# Axl, just give up.



## dcj (Apr 17, 2009)

It surely cant get any worse than this for "Guns n Roses". 
Best bit is around the 2.20 mark, straight out of Spinal Tap.


----------



## gatecrasher3 (Jul 21, 2006)

One of my all time favourite bands (the original line up). I never got to see them live as the original unit but I did see Axl & Co a few years ago at the Sheffield Arena and they were fantastic.

Not sure what the hell he's doing in the video you've posted though, looks to have gone downhill.


----------



## Alex_225 (Feb 7, 2008)

I'm guessing that half the problem is that the quality of the sound in that video doesn't do the playing much justice but that guitarist in the Stormtrooper helmet looks like a right tool!! 

It's a tricky one because Chinese Democracy wasn't a terrible album but not a patch on their original albums. Plus it's not the same without the original members.

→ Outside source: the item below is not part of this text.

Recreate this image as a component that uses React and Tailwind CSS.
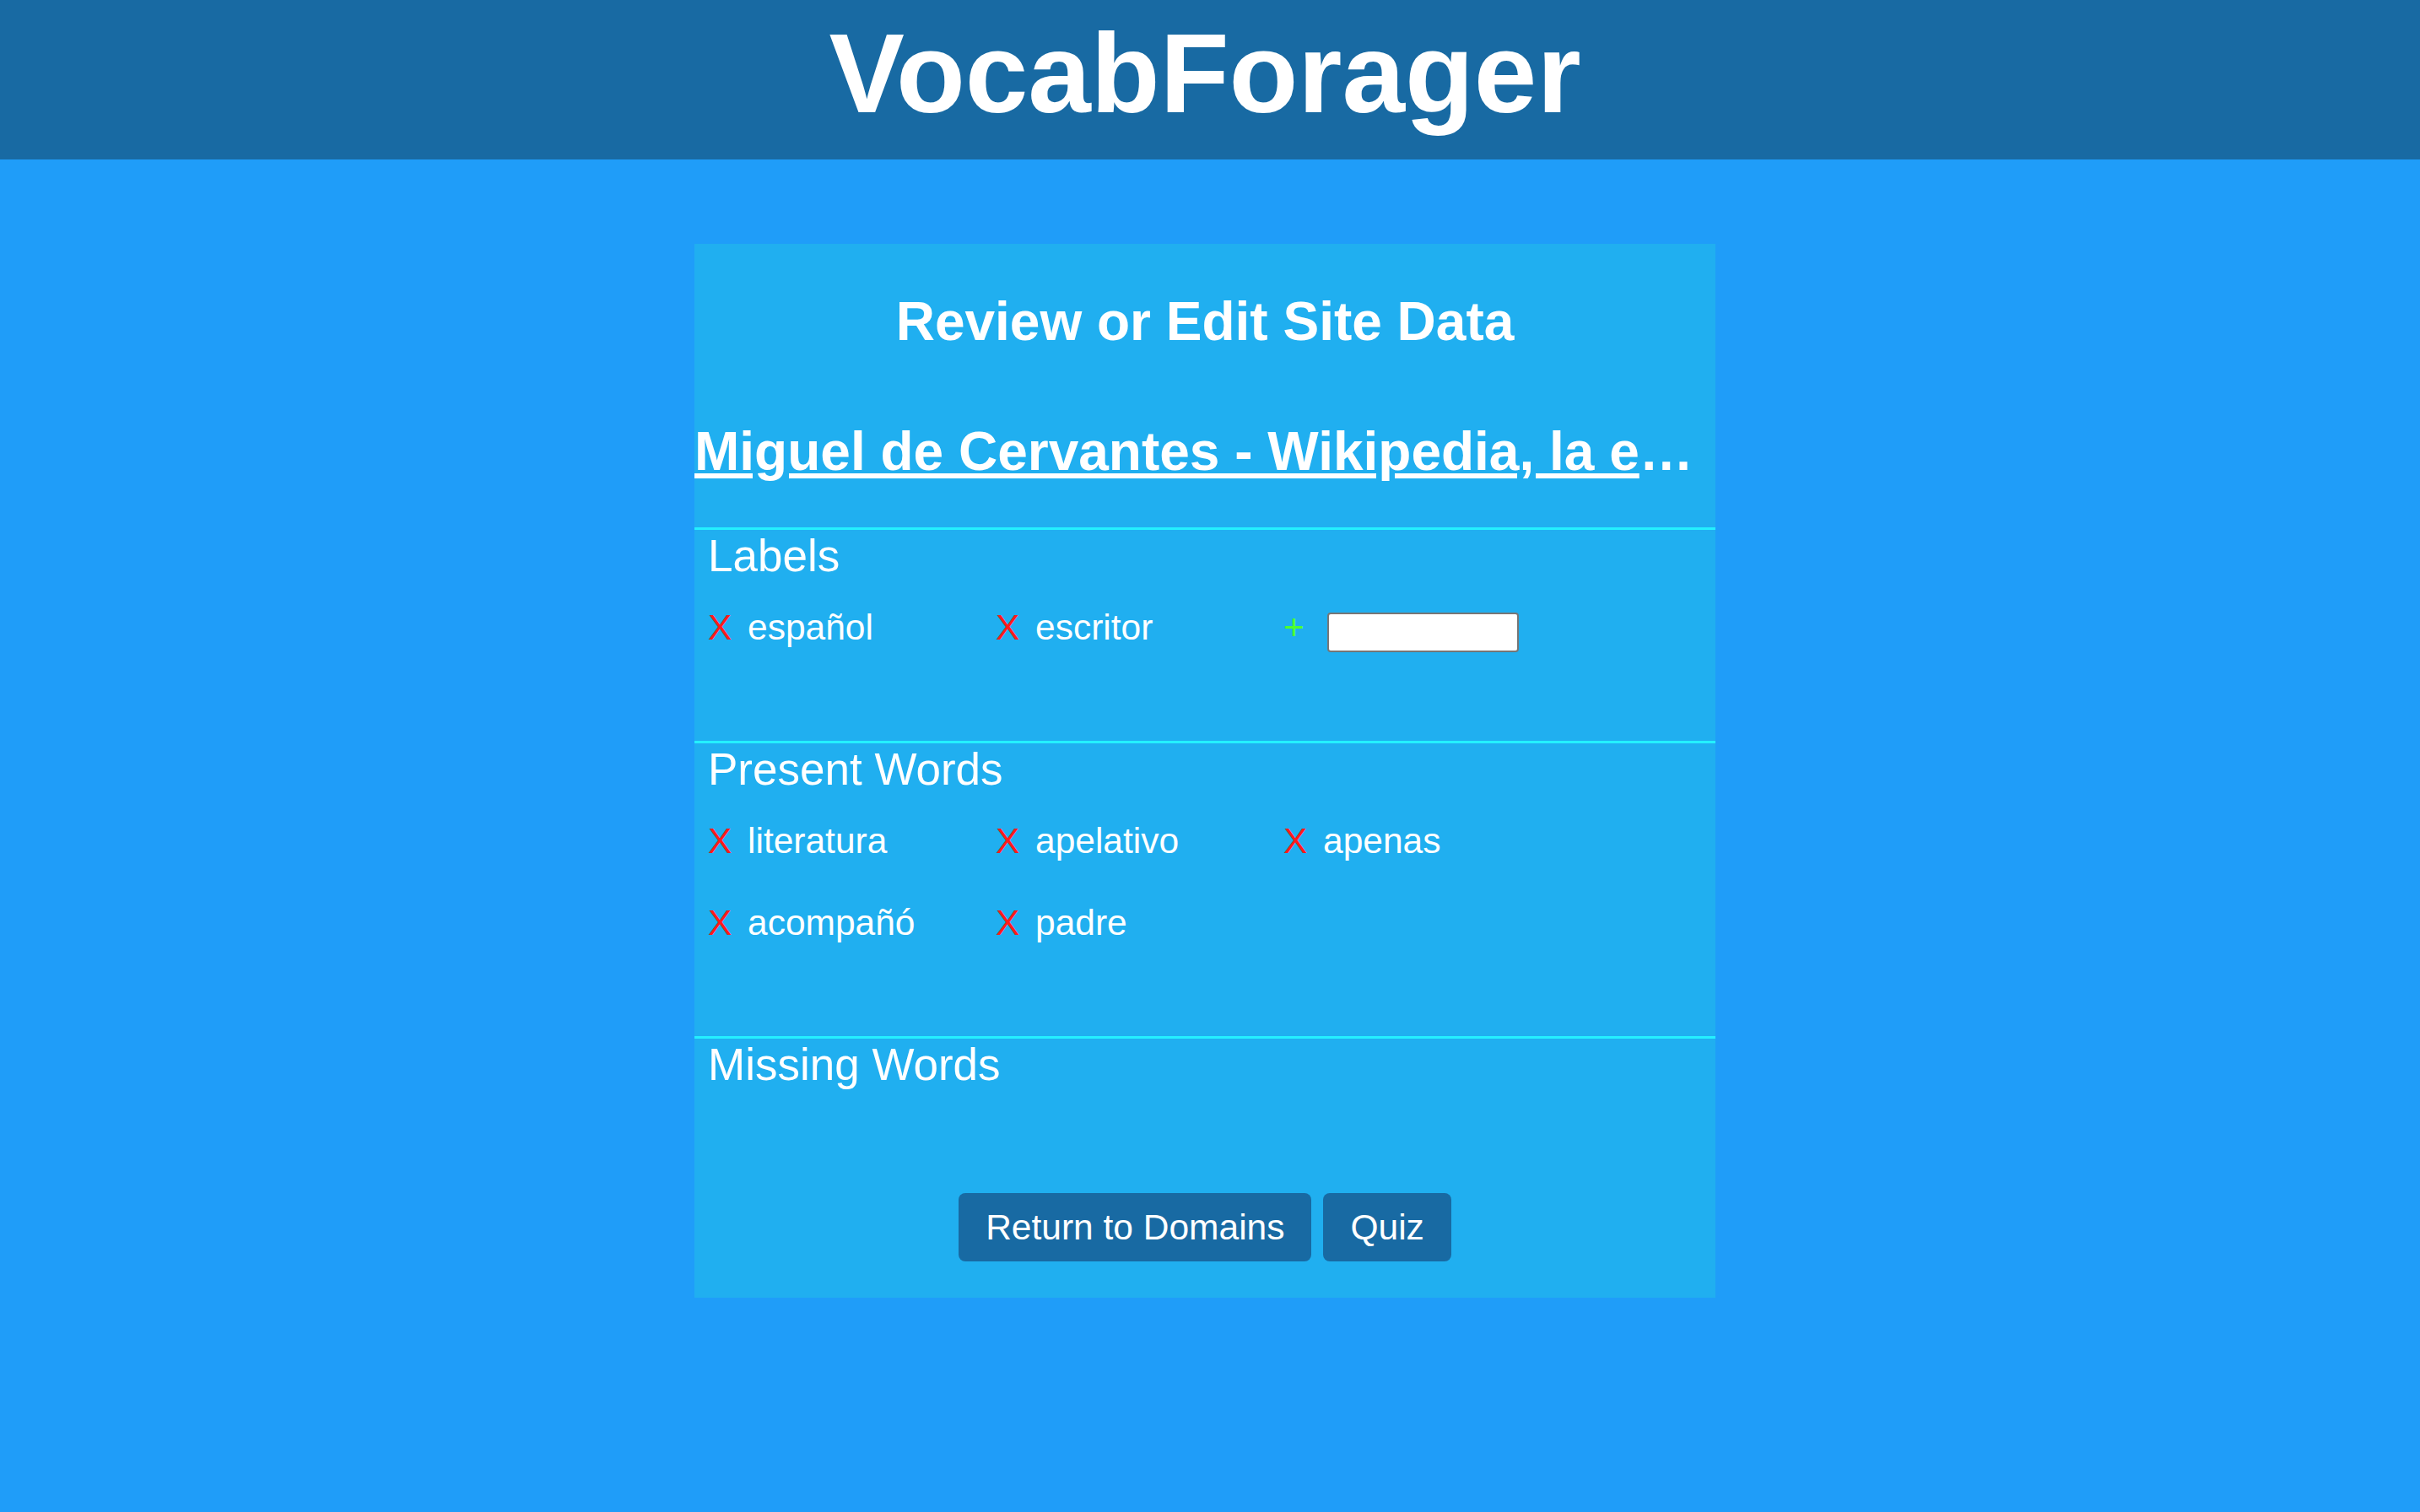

That said I saw Slash last year at Download with the singer from Alter Bridge. Absolutely superb, playing songs from G'n'R and Velvet Revolver!


----------



## Deano (Jul 7, 2006)

I saw them last year at the M.E.N and they were awesome.


----------



## Jimmy The Saint (Sep 19, 2010)

Oh dear. Looks like Axl borrowed one of Buckethead's mac's and the guitarist borrowed one of his masks. And they both look ridiculous. I bet the guitarist got a foot up his ass for that gaffe. 

The original line up are still legends as far as I'm concerned. 1987 to 1993... good years.

On a side note, anyone else looking forward to Duff's autobiography (out next month)?

Slash's was great, Steven's was ok.


----------



## dcj (Apr 17, 2009)

I saw the original line up in 88 at Donington Monsters of Rock. This is a very poor immitation imo and they really do sound awful.


----------



## Laurie.J.M (Jun 23, 2011)

I love Guns n Roses but that was excruciatingly awful, I lasted 53 seconds before turning it off.


----------



## ITHAQVA (Feb 20, 2011)

Not a fan at all, but that is just sad, stop while the goings good, how washed up & lacking in energy do you need to be to stop??? feel sorry for fans.


----------



## dcj (Apr 17, 2009)

Laurie.J.M said:


> I love Guns n Roses but that was excruciatingly awful, I lasted 53 seconds before turning it off.


You really need to fast forward to the "stormtrooper helmet" bit.(Around 2.20)it really is hilarious.


----------



## Method Man (Aug 28, 2009)

Spinal Tap meets Bo' Selecta!


----------



## Laurie.J.M (Jun 23, 2011)

dcj said:


> You really need to fast forward to the "stormtrooper helmet" bit.(Around 2.20)it really is hilarious.


:lol: Just watched that bit (with the sound off) and that was the most un-smooth and hilarious thing I've seen in some time.


----------